The tikv-importer can be enabled for an existing TiDB cluster or for a newly created one.
Create a new TiDB cluster with tikv-importer enabled
Set importer.create
to true
in tidb-cluster values.yaml
Deploy the cluster
helm install pingcap/tidb-cluster --name=<tidb-cluster-release-name> --namespace=<namespace> -f values.yaml --version=<chart-version>
Configure an existing TiDB cluster to enable tikv-importer
Set importer.create
to true
in the values.yaml
file of the TiDB cluster
Upgrade the existing TiDB cluster
helm upgrade <tidb-cluster-release-name> pingcap/tidb-cluster -f values.yaml --version=<chart-version>
Configure TiDB Lightning
Use the following command to get the default configuration of TiDB Lightning.
helm inspect values pingcap/tidb-lightning --version=<chart-version> > tidb-lightning-values.yaml
TiDB Lightning Helm chart supports both local and remote data source.
Local
Local mode requires the Mydumper backup data to be on one of the Kubernetes node. This mode can be enabled by setting dataSource.local.nodeName
to the node name and dataSource.local.hostPath
to the Mydumper backup data directory path which contains a file named metadata
.
Remote
Unlike local mode, remote mode needs to use rclone to download Mydumper backup tarball file from a network storage to a PV. Any cloud storage supported by rclone should work, but currently only the following have been tested: Google Cloud Storage (GCS), AWS S3, Ceph Object Storage.
Make sure that dataSource.local.nodeName
and dataSource.local.hostPath
are commented out.
Create a Secret
containing the rclone configuration. A sample configuration is listed below. Only one cloud storage configuration is required. For other cloud storages, please refer to rclone documentation.
apiVersion: v1
kind: Secret
metadata:
name: cloud-storage-secret
type: Opaque
stringData:
rclone.conf: |
[s3]
type = s3
provider = AWS
env_auth = false
access_key_id = <my-access-key>
secret_access_key = <my-secret-key>
region = us-east-1
[ceph]
type = s3
provider = Ceph
env_auth = false
access_key_id = <my-access-key>
secret_access_key = <my-secret-key>
endpoint = <ceph-object-store-endpoint>
region = :default-placement
[gcs]
type = google cloud storage
# The service account must include Storage Object Viewer role
# The content can be retrieved by `cat <service-account-file.json> | jq -c .`
service_account_credentials = <service-account-json-file-content>
Fill in the placeholders with your configurations and save it as secret.yaml
, and then create the secret via kubectl apply -f secret.yaml -n <namespace>
.
Configure the dataSource.remote.storageClassName
to an existing storage class in the Kubernetes cluster.
Deploy TiDB Lightning
helm install pingcap/tidb-lightning --name=<tidb-lightning-release-name> --namespace=<namespace> --set failFast=true -f tidb-lightning-values.yaml --version=<chart-version>
When TiDB Lightning fails to restore data, it cannot simply be restarted, but manual intervention is required.
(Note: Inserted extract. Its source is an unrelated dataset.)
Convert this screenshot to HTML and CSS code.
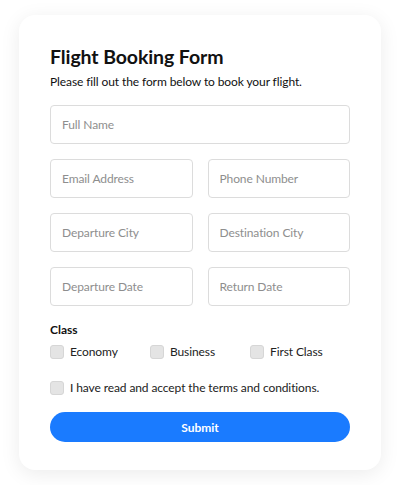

So the tidb-lightning’s Job
restart policy is set to Never
.
Note:
Currently, TiDB Lightning will exit with non-zero error code even when data is successfully restored. This will trigger the job failure. Therefore, the success status needs to be determined by viewing tidb-lightning pod’s log.
If the lightning fails to restore data, follow the steps below to do manual intervention:
Delete the lightning job by running kubectl delete job -n <namespace> <tidb-lightning-release-name>-tidb-lightning
.
Create the lightning job again with failFast
disabled by helm template pingcap/tidb-lightning --name <tidb-lightning-release-name> --set failFast=false -f tidb-lightning-values.yaml | kubectl apply -n <namespace> -f -
.
When the lightning pod is running again, use kubectl exec -it -n <namesapce> <tidb-lightning-pod-name> sh
to exec
into the lightning container.
Get the startup script by running cat /proc/1/cmdline
.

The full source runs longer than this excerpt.